Dear Uri,
First thanks for your kindly help and a read-friendly instruction, I will not
use $a and $b for variables. According to your explanation, I finish the code
as below:
#!/usr/bin/perl -w
2 use strict;
3 open(FH,'<',"file1");
4 my @first_file = <FH>;
5 close (FH);
6
7 open(FH,'<',"file2");
8 my @second_file = <FH>;
9 close (FH);
10
11 open(FH,'<',"file3");
12 my @third_file = <FH>;
13 close (FH);
14
15 chomp @first_file;
16 chomp @second_file;
17 chomp @third_file;
18
19 my ($out_line,$number);
20 $number = @first_file;
21 $out_line='';
22 for(0..$number){
23 $out_line.= shift @first_file;
24 $out_line.= "\t".shift @second_file;
25 $out_line.="\t".shift @third_file;
26 $out_line.="\n";}
27
28 print $out_line;
I realize my target, however, there are some warnings in the prompt, how can I
eliminate them?
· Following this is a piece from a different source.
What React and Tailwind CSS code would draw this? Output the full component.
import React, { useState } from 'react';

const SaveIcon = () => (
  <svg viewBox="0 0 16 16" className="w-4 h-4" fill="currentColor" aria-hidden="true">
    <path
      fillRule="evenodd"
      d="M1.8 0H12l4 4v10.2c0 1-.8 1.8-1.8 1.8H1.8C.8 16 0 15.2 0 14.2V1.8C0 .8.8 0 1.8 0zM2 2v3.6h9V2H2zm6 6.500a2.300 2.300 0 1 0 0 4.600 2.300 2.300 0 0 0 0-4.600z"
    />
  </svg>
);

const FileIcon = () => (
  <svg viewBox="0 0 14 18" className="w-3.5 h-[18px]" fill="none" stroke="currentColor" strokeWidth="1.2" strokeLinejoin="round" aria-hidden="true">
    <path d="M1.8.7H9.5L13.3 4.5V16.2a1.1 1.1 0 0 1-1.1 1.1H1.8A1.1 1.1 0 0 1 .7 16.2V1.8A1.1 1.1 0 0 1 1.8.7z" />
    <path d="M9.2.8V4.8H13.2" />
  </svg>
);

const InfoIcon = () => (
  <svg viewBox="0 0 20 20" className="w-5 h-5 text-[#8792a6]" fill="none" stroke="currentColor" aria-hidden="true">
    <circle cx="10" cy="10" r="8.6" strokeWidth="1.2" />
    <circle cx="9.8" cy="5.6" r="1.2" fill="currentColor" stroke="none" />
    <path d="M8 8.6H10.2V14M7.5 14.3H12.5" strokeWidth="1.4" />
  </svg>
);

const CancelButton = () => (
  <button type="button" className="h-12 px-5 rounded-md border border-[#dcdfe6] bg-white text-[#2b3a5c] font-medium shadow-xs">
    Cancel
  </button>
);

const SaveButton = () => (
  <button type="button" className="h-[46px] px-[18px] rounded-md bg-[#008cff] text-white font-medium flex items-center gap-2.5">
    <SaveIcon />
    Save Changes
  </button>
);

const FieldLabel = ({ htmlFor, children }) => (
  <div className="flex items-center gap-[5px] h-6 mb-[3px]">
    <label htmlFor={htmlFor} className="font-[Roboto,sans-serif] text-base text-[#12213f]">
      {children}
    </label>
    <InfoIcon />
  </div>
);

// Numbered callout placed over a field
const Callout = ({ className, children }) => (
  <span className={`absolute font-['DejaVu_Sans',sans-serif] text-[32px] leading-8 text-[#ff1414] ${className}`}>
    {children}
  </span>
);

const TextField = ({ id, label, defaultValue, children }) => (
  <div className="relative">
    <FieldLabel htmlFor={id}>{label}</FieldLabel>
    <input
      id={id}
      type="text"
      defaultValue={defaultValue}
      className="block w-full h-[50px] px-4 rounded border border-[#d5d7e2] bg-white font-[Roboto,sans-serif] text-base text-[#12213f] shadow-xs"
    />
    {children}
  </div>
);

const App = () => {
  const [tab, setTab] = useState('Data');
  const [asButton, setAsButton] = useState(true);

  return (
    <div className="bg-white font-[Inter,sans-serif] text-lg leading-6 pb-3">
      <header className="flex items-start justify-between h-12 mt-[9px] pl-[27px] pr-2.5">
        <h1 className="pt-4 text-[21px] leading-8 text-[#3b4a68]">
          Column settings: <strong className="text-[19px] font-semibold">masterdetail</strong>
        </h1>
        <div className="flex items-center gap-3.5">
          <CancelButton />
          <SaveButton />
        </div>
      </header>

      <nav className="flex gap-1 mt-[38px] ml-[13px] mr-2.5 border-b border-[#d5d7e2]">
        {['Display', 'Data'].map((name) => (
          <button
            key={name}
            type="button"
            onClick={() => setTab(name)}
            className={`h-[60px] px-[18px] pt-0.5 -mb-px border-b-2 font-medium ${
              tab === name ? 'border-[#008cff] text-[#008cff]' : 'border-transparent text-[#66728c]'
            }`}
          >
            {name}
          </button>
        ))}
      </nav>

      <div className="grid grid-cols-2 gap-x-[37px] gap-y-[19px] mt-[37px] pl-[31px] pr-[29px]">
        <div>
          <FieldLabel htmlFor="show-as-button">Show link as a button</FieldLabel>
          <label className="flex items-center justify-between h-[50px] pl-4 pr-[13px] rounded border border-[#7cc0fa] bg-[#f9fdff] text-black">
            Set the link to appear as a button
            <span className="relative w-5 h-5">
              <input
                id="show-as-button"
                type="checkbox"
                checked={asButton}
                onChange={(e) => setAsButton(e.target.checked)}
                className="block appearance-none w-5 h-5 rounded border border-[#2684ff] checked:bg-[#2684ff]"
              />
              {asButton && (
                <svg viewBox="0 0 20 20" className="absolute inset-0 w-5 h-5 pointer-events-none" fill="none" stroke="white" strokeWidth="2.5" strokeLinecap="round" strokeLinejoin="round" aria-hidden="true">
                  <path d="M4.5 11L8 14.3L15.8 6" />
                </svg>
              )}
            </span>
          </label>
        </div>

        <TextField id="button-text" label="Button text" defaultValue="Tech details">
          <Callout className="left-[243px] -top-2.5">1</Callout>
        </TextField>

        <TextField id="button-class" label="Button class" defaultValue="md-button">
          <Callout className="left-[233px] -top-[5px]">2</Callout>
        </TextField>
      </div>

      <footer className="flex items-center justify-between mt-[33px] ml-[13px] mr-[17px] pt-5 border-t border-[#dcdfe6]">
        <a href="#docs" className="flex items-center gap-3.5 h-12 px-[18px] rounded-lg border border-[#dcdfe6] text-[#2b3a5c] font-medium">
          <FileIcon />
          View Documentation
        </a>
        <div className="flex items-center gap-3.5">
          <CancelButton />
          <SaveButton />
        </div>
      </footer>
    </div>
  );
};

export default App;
Why?
perl format.pl
Use of uninitialized value in concatenation (.) or string at format.pl line 23.
Use of uninitialized value within @second_file in concatenation (.) or string
at format.pl line 24.
Use of uninitialized value within @third_file in concatenation (.) or string at
format.pl line 25.
a b c x y z 1 2 3
d e f q w e n 3 4 5
j p k a s d 8 9 2 1
Thank you very much again.
From: Uri Guttman [mailto:[email protected]]
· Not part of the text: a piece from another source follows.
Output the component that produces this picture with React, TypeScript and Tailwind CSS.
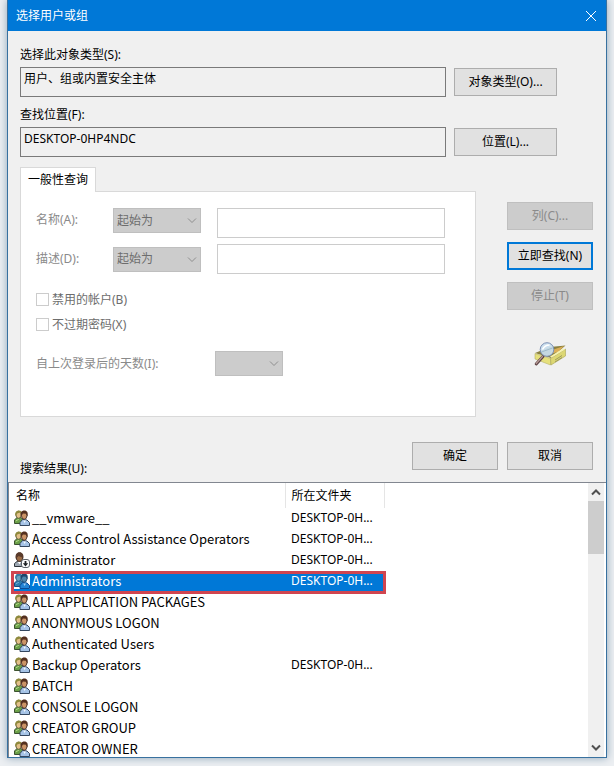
import { useId, type ReactNode } from "react";
import clsx from "clsx";

type Entry = { name: string; folder?: string; kind?: "user"; selected?: boolean };

const FOLDER = "DESKTOP-0H...";

const entries: Entry[] = [
  { name: "__vmware__", folder: FOLDER },
  { name: "Access Control Assistance Operators", folder: FOLDER },
  { name: "Administrator", folder: FOLDER, kind: "user" },
  { name: "Administrators", folder: FOLDER, selected: true },
  { name: "ALL APPLICATION PACKAGES" },
  { name: "ANONYMOUS LOGON" },
  { name: "Authenticated Users" },
  { name: "Backup Operators", folder: FOLDER },
  { name: "BATCH" },
  { name: "CONSOLE LOGON" },
  { name: "CREATOR GROUP" },
  { name: "CREATOR OWNER" },
];

function GroupIcon({ selected }: { selected?: boolean }) {
  return (
    <svg viewBox="0 0 16 16" className={clsx("size-4 shrink-0", selected && "bg-white")} aria-hidden="true">
      <path d="M0.5 13.500V10L3 7.500h4l2 2v4z" fill={selected ? "#2f7dae" : "#6a9f48"} stroke={selected ? "#164a80" : "#3c5230"} />
      <path d="M1.800 11l3.200-2" stroke={selected ? "#6fb0d8" : "#b5d888"} />
      <ellipse cx="4.600" cy="4.800" rx="2.700" ry="3.500" fill={selected ? "#6da3bf" : "#e2c088"} stroke={selected ? "#1f5277" : "#4c4830"} strokeWidth=".8" />
      <path d="M1.300 6C.6 2.500 2.300.4 5 .4c1.600 0 2.500.8 2.800 2L5.400 2.800 3.200 3.600z" fill={selected ? "#3a7ca3" : "#8f8a3c"} />
      <path d="M6 15.500V12.500l2.500-3 4.500.5 2.500 2.500v3H6z" fill={selected ? "#2584d4" : "#a5c3e6"} stroke={selected ? "#0f4a93" : "#34475f"} />
      <path d="M9.300 10.500l1.200 2.500 1.600-2.500z" fill={selected ? "#9fcdf3" : "#f2f7fd"} />
      <ellipse cx="10.200" cy="5.600" rx="2.700" ry="3.700" fill={selected ? "#4f86ab" : "#cc9466"} stroke={selected ? "#173f66" : "#35211a"} strokeWidth=".8" />
      <path d="M6.900 6.400C6 2.400 7.600.4 10.300.4c2.900 0 4.100 2.200 3.200 6.400l-1.400-3-3.400-.2z" fill={selected ? "#1b466e" : "#54301f"} />
    </svg>
  );
}

function DisabledUserIcon() {
  return (
    <svg viewBox="0 0 16 16" className="size-4 shrink-0" aria-hidden="true">
      <path d="M0.500 14.500V11.500L3 9.500h5l2 2v3z" fill="#9ea8b3" stroke="#2f353b" />
      <path d="M3.500 9.500l2 2.800 1.800-2.800z" fill="#fff" />
      <ellipse cx="5.500" cy="5.200" rx="3.200" ry="4.200" fill="#9a6a44" stroke="#33211a" strokeWidth=".9" />
      <path d="M1.800 6.800C1 2.600 2.600.3 5.500.3s4.600 2.300 3.700 6.500L7.600 5.200 4.600 4z" fill="#5a3b2b" />
      <rect x="7.500" y="7.500" width="8" height="8" rx="2.500" fill="#fff" stroke="#5c6167" />
      <path d="M11.500 9v3" stroke="#1f2225" strokeWidth="1.800" />
      <path d="M8.800 11.200h5.400l-2.700 3.200z" fill="#1f2225" />
    </svg>
  );
}

function SearchBoxIcon() {
  return (
    <svg viewBox="0 0 32 26" className="h-[26px] w-8" role="img" aria-label="查找">
      <path d="M1 11L16 5l15.500-1.500L17 16z" fill="#8a8040" />
      <path d="M18 8l12-4-6 6-8 2z" fill="#dcae55" />
      <path d="M1 11.500l15.500 5V23L1 17z" fill="#e6e07c" stroke="#b5b065" strokeWidth=".6" />
      <path d="M16.500 16.500L31.500 7v7L17 23z" fill="#dcd773" stroke="#aaa458" strokeWidth=".6" />
      <path d="M17.500 15.500l13.500-8-2-1-13 8z" fill="#f7f3ae" />
      <path d="M21 18l7-4.500M21 20l7-4.500" stroke="#8f8d55" strokeWidth=".8" />
      <path d="M9 14.500L2.200 22" stroke="#5e4345" strokeWidth="3" strokeLinecap="round" />
      <path d="M8.500 14.500L2.200 21.500" stroke="#b79a95" strokeWidth="1.200" strokeLinecap="round" />
      <circle cx="13" cy="7.500" r="6.800" fill="#c9dfee" fillOpacity=".93" stroke="#7c90b4" />
      <path d="M8.500 7.500C10 4.500 12 3 15.500 3" fill="none" stroke="#fff" strokeWidth="1.600" />
      <path d="M7.500 10l11-4" stroke="#93b2c6" strokeWidth=".8" />
    </svg>
  );
}

function Chevron({ up, className }: { up?: boolean; className?: string }) {
  return (
    <svg viewBox="0 0 10 10" className={clsx("size-[10px]", className)} fill="none" stroke="currentColor" aria-hidden="true">
      <path d={up ? "M1 7.500L5 3.500 9 7.500" : "M1 2.500L5 6.500 9 2.500"} />
    </svg>
  );
}

function PushButton({ children, className, disabled }: { children: ReactNode; className?: string; disabled?: boolean }) {
  return (
    <button
      type="button"
      disabled={disabled}
      className={clsx(
        "h-7 shrink-0 border text-center",
        disabled ? "border-[#bfbfbf] bg-[#cccccc] text-[#8a8a8a]" : "border-[#adadad] bg-[#e1e1e1]",
        className,
      )}
    >
      {children}
    </button>
  );
}

function LocationRow({ label, value, button }: { label: string; value: string; button: string }) {
  const id = useId();
  return (
    <div>
      <label htmlFor={id} className="block h-5 leading-4">{label}</label>
      <div className="flex items-center gap-2 pr-9">
        <input id={id} readOnly value={value} className="h-[30px] min-w-0 flex-1 border border-[#7a7a7a] bg-[#f0f0f0] px-[3px] pb-2 outline-none" />
        <PushButton className="w-[103px]">{button}</PushButton>
      </div>
    </div>
  );
}

function DropDown({ id, label, value, className }: { id?: string; label?: string; value: string; className: string }) {
  return (
    <div className={clsx("relative h-[25px] shrink-0", className)}>
      <select id={id} aria-label={label} disabled className="h-full w-full appearance-none border border-[#bfbfbf] bg-[#cccccc] pl-[3px] text-[#6d6d6d] opacity-100">
        <option>{value}</option>
      </select>
      <Chevron className="pointer-events-none absolute top-2 right-1 text-[#8f8f8f]" />
    </div>
  );
}

function QueryRow({ label, top }: { label: string; top?: boolean }) {
  const id = useId();
  return (
    <div className={clsx("flex", top ? "items-start" : "items-center")}>
      <label htmlFor={id} className="w-[77px] shrink-0 leading-6 text-[#8a8a8a]">{label}</label>
      <DropDown label={label} value="起始为" className="w-[88px]" />
      <input id={id} disabled className="ml-4 h-[30px] min-w-0 flex-1 border border-[#cccccc] bg-white" />
    </div>
  );
}

function Check({ label }: { label: string }) {
  return (
    <label className="flex h-[25px] items-center gap-[3px] text-[#6d6d6d]">
      <input type="checkbox" disabled className="size-[13px] appearance-none border border-[#cccccc] bg-white" />
      {label}
    </label>
  );
}

export default function App() {
  const daysId = useId();
  return (
    <div className="h-screen overflow-hidden bg-[#eceff2] px-[7px] pb-2 font-['Noto_Sans','Noto_Sans_CJK_SC',sans-serif] text-[12px] text-black">
      <main className="flex h-full flex-col border-x border-b border-[#38719f] bg-[#f0f0f0] shadow-[0_0_8px_#8da5b8]">
        <header className="flex h-[31px] shrink-0 items-center justify-between bg-[#0078d7] pr-[10px] pl-2 text-white">
          <h1>选择用户或组</h1>
          <button type="button" aria-label="关闭">
            <svg viewBox="0 0 10 10" className="size-[10px]" stroke="currentColor" aria-hidden="true">
              <path d="M0 0l10 10M10 0L0 10" />
            </svg>
          </button>
        </header>

        <div className="flex shrink-0 flex-col pt-4 pr-[13px] pl-3">
          <div className="flex flex-col gap-[10px]">
            <LocationRow label="选择此对象类型(S):" value="用户、组或内置安全主体" button="对象类型(O)..." />
            <LocationRow label="查找位置(F):" value="DESKTOP-0HP4NDC" button="位置(L)..." />
          </div>

          <div className="mt-[10px] flex items-start gap-[31px]">
            <section className="min-w-0 flex-1">
              <div role="tablist" className="flex">
                <button type="button" role="tab" aria-selected="true" className="relative z-10 -mb-px h-[25px] w-[76px] border border-b-0 border-[#d9d9d9] bg-white text-center">
                  一般性查询
                </button>
              </div>
              <div role="tabpanel" className="border border-[#d9d9d9] bg-white pt-4 pr-[30px] pb-10 pl-[15px]">
                <div className="flex flex-col gap-[6px]">
                  <QueryRow label="名称(A):" top />
                  <QueryRow label="描述(D):" />
                </div>
                <div className="mt-[13px]">
                  <Check label="禁用的帐户(B)" />
                  <Check label="不过期密码(X)" />
                </div>
                <div className="mt-[14px] flex items-center">
                  <label htmlFor={daysId} className="w-[179px] text-[#8a8a8a]">自上次登录后的天数(I):</label>
                  <DropDown id={daysId} value="" className="w-[68px]" />
                </div>
              </div>
            </section>
            <div className="flex w-[86px] shrink-0 flex-col gap-3 pt-[35px]">
              <PushButton disabled>列(C)...</PushButton>
              <button type="button" className="h-7 border-2 border-[#0078d7] bg-[#e1e1e1] text-center">立即查找(N)</button>
              <PushButton disabled>停止(T)</PushButton>
              <div className="mt-5 flex justify-center"><SearchBoxIcon /></div>
            </div>
          </div>

          <div className="mt-[25px] flex h-10 items-start justify-between">
            <h2 id="results" className="self-end pb-1">搜索结果(U):</h2>
            <div className="flex gap-[9px]">
              <PushButton className="w-[86px]">确定</PushButton>
              <PushButton className="w-[86px]">取消</PushButton>
            </div>
          </div>
        </div>

        <div className="flex min-h-0 flex-1 border-t border-l border-[#828790] bg-white pr-[2px]">
          <div className="min-w-0 flex-1 overflow-hidden">
            <table aria-labelledby="results" className="w-[376px] table-fixed border-collapse text-left">
              <thead>
                <tr className="h-[25px]">
                  <th className="w-[276px] border-r border-[#e5e5e5] p-0 pl-[7px] font-normal">名称</th>
                  <th className="border-r border-[#e5e5e5] p-0 pl-[6px] font-normal">所在文件夹</th>
                </tr>
              </thead>
              <tbody>
                {entries.map((entry) => (
                  <tr key={entry.name} className={clsx("h-[21px] leading-4", entry.selected && "bg-[#0078d7] text-white")}>
                    <td className={clsx("relative p-0 pt-[2px] align-top", entry.selected && "bg-linear-to-r from-white from-[5px] to-[#0078d7] to-[5px]")}>
                      <div className="flex items-center gap-[2px] pl-[5px] font-['Noto_Sans_CJK_SC',sans-serif] text-[13px] whitespace-nowrap">
                        {entry.kind === "user" ? <DisabledUserIcon /> : <GroupIcon selected={entry.selected} />}
                        {entry.name}
                      </div>
                      {entry.selected && (
                        <span className="pointer-events-none absolute top-0 left-[2px] z-10 h-[23px] w-[375px] border-3 border-[#d04550]" />
                      )}
                    </td>
                    <td className="p-0 pt-[2px] pl-[6px] align-top whitespace-nowrap">{entry.folder}</td>
                  </tr>
                ))}
              </tbody>
            </table>
          </div>
          <div className="flex w-4 shrink-0 flex-col bg-[#f0f0f0] text-[#505050]">
            <button type="button" aria-label="向上滚动" className="flex h-[18px] items-center justify-center">
              <Chevron up className="stroke-2" />
            </button>
            <div className="h-[53px] bg-[#cdcdcd]" />
            <button type="button" aria-label="向下滚动" className="mt-auto flex h-[18px] items-center justify-center">
              <Chevron className="stroke-2" />
            </button>
          </div>
        </div>
      </main>
    </div>
  );
}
Sent: Friday, February 06, 2015 9:25 AM
To: [email protected]
Subject: Re: use perl format data
On 02/05/2015 08:07 PM, Wang, Zeng-Sheng (TS-GSD-China-ZZ) wrote:
Dear Shawn,
Please forgive me for my poor English explanations of my question, there are
three files, file 1, file 2 and file3.
File 1:
a b c
d e f
j p k
file 2:
x y z
q w e n
a s d
file 3:
1 2 3
3 4 5
8 9 2 1
I read file 1 to $a, file 2 to $b and file 3 to $c, I want to product file 4,
it contain file 1 , file 2 and file 3.
as several people have said, don't use $a and $b for variables. even in simple
examples like this. seriously don't use them.
File 4:
a b c x y z 1 2 3
d e f q w e n 3 4 5
j p k a s d 8 9 2 1
it seems you want the first line of each file, then the 2nd and then the third.
this is easy. i won't code it for you but i will give you some direction.
first, just read each file into an array of lines. you can do this in several
ways but you can work it out yourself first. we will help with any problems but
that is easy enough.
then remove the newlines of each line with chomp. it can do a whole array for
you in one call.
then get the first line of each array with shift and build up the first line of
the output. you can use the . op to append each line onto the variable like
this:
$out_line .= $line_from_file ;
then append a newline to that line. you don't need to output it to a file to
read it back in to $z.
do that for the other 3 lines. there are ways to do this with loops but in your
case stick with 3 copies of similar code. looping will likely confuse you as
you will need to know about arrays of arrays and such. you seem to be a early
beginner and aren't ready for perl data structures.
so code this up, test it out, debug it. when you are stuck next, post the
complete program and we can help more.